Where might those of us with an intuitive understanding of, and a desire to minimize, social harm go from here? I pasted the quote above to indicate one possible direction, to bring more attention to bear upon our human tendency toward groupishness and group “defense” against “other” groups of human beings–the official ideology seems to matter far less than the otherness, though the taken-for-granted obedience of most members to hierarchical power structure within each group insures that in “defending” the group the privilege of the commanding few is preserved. The thing is, we humans as a species need to overcome this sort of primitive subgrouping, for at least two glaring “external” reasons: the enormous nuclear (as well as nonnuclear) arsenals that now hold all of us hostage, and the increasingly rapid onset of anthropogenic climate change that threatens all life on the planet and that we will need to work together as a species to solve. The torture that was committed in the name of all of us who are members in the group we term “the United States of America” was all about group-on-group aggression; the notion that it was an attempt to ascertain “truth” from people who had essentially nothing to do with the real crimes committed on 9/11 (although they may well have been involved in violent responses to them) is simply a pretense.

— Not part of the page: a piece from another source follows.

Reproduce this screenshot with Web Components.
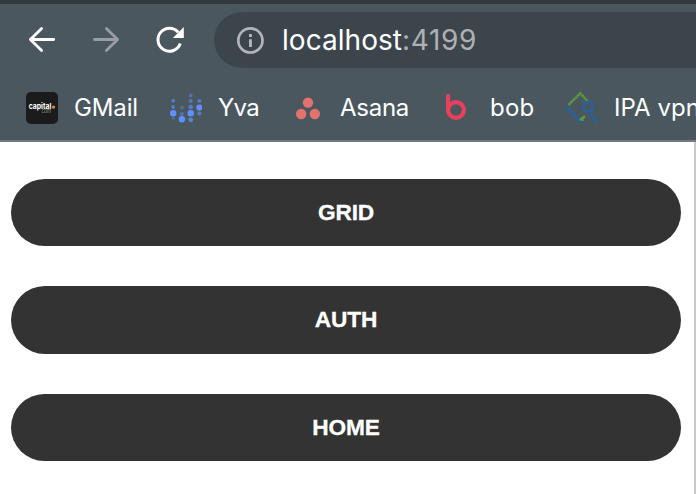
<!DOCTYPE html>
<html lang="en"><head><meta charset="utf-8"><title>localhost:4199</title>
<style>html,body{margin:0;height:100%;overflow:hidden;background:#fff}</style></head>
<body><browser-window></browser-window>
<script>
class Base extends HTMLElement {
  constructor() {
    super();
    this.attachShadow({mode: 'open'}).innerHTML = this.template();
  }
}

// Text whose tracking is adjusted to an advance width given in px.
class FitText extends Base {
  template() {
    return `<style>:host{display:inline-block;white-space:nowrap}</style><span><slot></slot></span>`;
  }
  connectedCallback() {
    const span = this.shadowRoot.querySelector('span');
    const n = this.textContent.length;
    const target = parseFloat(this.getAttribute('width'));
    const natural = span.getBoundingClientRect().width;
    this.style.letterSpacing = ((target - natural) / n).toFixed(3) + 'px';
  }
}

class NavBar extends Base {
  template() {
    return `<style>
      :host{display:flex;height:56px;padding:8px 0 0 26px;align-items:center}
      svg{display:block;flex:none}
      .nav{display:flex;gap:32px;width:188px;flex:none}
      .omni{flex:1;height:56px;border-radius:28px 0 0 28px;background:#3d454c;display:flex;align-items:center;padding-left:22px;gap:16px;
        font:430 28px/56px Inter,"Liberation Sans",sans-serif;color:#fff}
      .port{color:#adb1b5;font-weight:400}
    </style>
    <div class="nav">
      <svg width="32" height="32" fill="none" stroke="#fff" stroke-width="2.8" stroke-linecap="round" stroke-linejoin="round"><path d="M27.7 15.5H4.4M15.6 4.4L4.4 15.5l11.2 11.1"/></svg>
      <svg width="32" height="32" fill="none" stroke="#969da3" stroke-width="2.8" stroke-linecap="round" stroke-linejoin="round"><path d="M4.4 15.5h23.2M16.4 4.4l11.2 11.1-11.2 11.1"/></svg>
      <svg width="32" height="32"><path d="M26.3 19.6A11.5 11.5 0 1 1 24.2 8.2" fill="none" stroke="#fff" stroke-width="3"/><path d="M29.8 3v11H18.9z" fill="#fff"/></svg>
    </div>
    <div class="omni">
      <svg width="30" height="30" viewBox="0 0 30 30"><circle cx="14.4" cy="15.4" r="12.1" fill="none" stroke="#b2b6ba" stroke-width="2.7"/><path d="M13 9h2.9v2.9H13zM13 14.2h2.9V22H13z" fill="#b2b6ba"/></svg>
      <div><fit-text width="120">localhost</fit-text><fit-text class="port" width="75">:4199</fit-text></div>
    </div>`;
  }
}

class BookmarkItem extends Base {
  template() {
    return `<style>
      :host{display:flex;align-items:center;gap:16px;height:32px;flex:none;
        font:430 24px/32px Inter,"Liberation Sans",sans-serif;color:#fff}
      ::slotted(svg){display:block;flex:none}
    </style><slot name="icon"></slot><slot></slot>`;
  }
}

class BookmarkBar extends Base {
  template() {
    const cols = [
      [2.9, [[9.8,4,.6],[16,4,.65],[22.2,6.4,1],[27,3.5,.35]]],
      [11.6, [[16.5,4,.35],[23,4,.5],[28.3,6.5,1]]],
      [20.4, [[4.5,3.8,.45],[10,4,.55],[16,4.5,.65],[22.2,6.5,1],[28.8,4.8,.75]]],
      [29.1, [[10,4,.6],[16.5,6.2,1],[22.5,4,.65]]]
    ];
    const dots = cols.map(([x, ys]) => ys.map(([y, s, o]) =>
      `<circle cx="${x + .3}" cy="${y - 1}" r="${s/2}" fill="#5c91ff" opacity="${o}"/>`).join('')).join('');
    return `<style>
      :host{display:grid;grid-template-columns:144px 121px 150px 124px 190px;height:48px;padding:16px 0 0 26px;align-items:center}
      .cap{font:bold 7.8px Inter,sans-serif}
      .com{font:6.5px Inter,sans-serif}
    </style>
    <bookmark-item><svg slot="icon" width="32" height="32"><rect width="32" height="32" rx="5" fill="#1b1b1c"/>
      <text class="cap" x="2.8" y="17.2" fill="#fff" textLength="22.5" lengthAdjust="spacingAndGlyphs">capital</text><text class="com" x="15.5" y="20.8" fill="#929292" textLength="9.5" lengthAdjust="spacingAndGlyphs">com</text><circle cx="27.5" cy="15.1" r="1.7" fill="#c58b55"/></svg><fit-text width="64">GMail</fit-text></bookmark-item>
    <bookmark-item><svg slot="icon" width="32" height="32">${dots}</svg><fit-text width="41">Yva</fit-text></bookmark-item>
    <bookmark-item style="gap:17px"><svg slot="icon" width="32" height="32" fill="#e2726e"><circle cx="17" cy="10.6" r="5.2"/><circle cx="10.2" cy="22" r="5.2"/><circle cx="23.8" cy="22" r="5.2"/></svg><fit-text width="69">Asana</fit-text></bookmark-item>
    <bookmark-item style="gap:17px"><svg slot="icon" width="32" height="32" fill="none" stroke="#e9405b" stroke-width="4.2" stroke-linecap="round"><path d="M7.1 4v14"/><circle cx="15" cy="18" r="7.9"/></svg><fit-text width="44.5">bob</fit-text></bookmark-item>
    <bookmark-item style="gap:17px"><svg slot="icon" width="32" height="32" fill="none" stroke-width="2.5"><path d="M3.5 13L15.2 1.3l7.3 7.7" stroke="#599b3d" stroke-dasharray="2.7 .4"/><path d="M1.2 14.6L15.5 30.2M24.3 20l7.2 10.7" stroke="#28619b" stroke-width="2.7"/><circle cx="22.8" cy="14.8" r="4.8" stroke="#28619b"/><path d="M15 27.8l5-3.5M17.5 29v-4" stroke="#599b3d"/></svg><fit-text width="86">IPA vpn</fit-text></bookmark-item>`;
  }
}

class PillButton extends Base {
  template() {
    return `<style>
      :host{display:block}
      button{display:block;width:100%;height:100%;border:0;border-radius:34px;background:#333;color:#fff;padding:0;
        font:bold 22.7px/var(--line,67px) "Liberation Sans",Arial,sans-serif;letter-spacing:-.15px;-webkit-text-stroke:.3px #fff}
      span{display:block;padding-bottom:var(--lift,0)}
    </style><button><span><slot></slot></span></button>`;
  }
}

class BrowserWindow extends Base {
  template() {
    return `<style>
      :host{display:flex;flex-direction:column;width:696px;height:494px;overflow:hidden}
      header{flex:none;border-top:4px solid #303a3f;border-bottom:2px solid #727b82;background:#4a575f;height:136px;overflow:hidden}
      main{flex:1;box-sizing:border-box;background:#fff;border-right:2px solid #c9c9cc;padding:37px 13px 0 11px;display:grid;grid-template-rows:67px 68px 67px;align-content:start;row-gap:40px}
      .mid{--line:66px;--lift:2px}
    </style>
    <header><nav-bar></nav-bar><bookmark-bar></bookmark-bar></header>
    <main><pill-button>GRID</pill-button><pill-button class="mid">AUTH</pill-button><pill-button>HOME</pill-button></main>`;
  }
}
customElements.define('fit-text', FitText);
customElements.define('bookmark-item', BookmarkItem);
customElements.define('nav-bar', NavBar);
customElements.define('bookmark-bar', BookmarkBar);
customElements.define('pill-button', PillButton);
customElements.define('browser-window', BrowserWindow);
</script></body></html>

I believe philosophers can get at this groupishness problem in many ways; ethics, epistemology, and metaphysics/ontology can all be brought to bear upon it, if concepts such as truth, justice, and reality are rehabilitated so as to be invigorated with their original meanings again.

dmf
dmf
8 years ago

@Cathy Legg, sure thanks, but does that really change the scope of power/effects and does it have anything to do with philosophy in particular and not just the politics of the academy (an issue I wish folks would invest more time/effort in changing and not just opining about)? I don’t see that it does.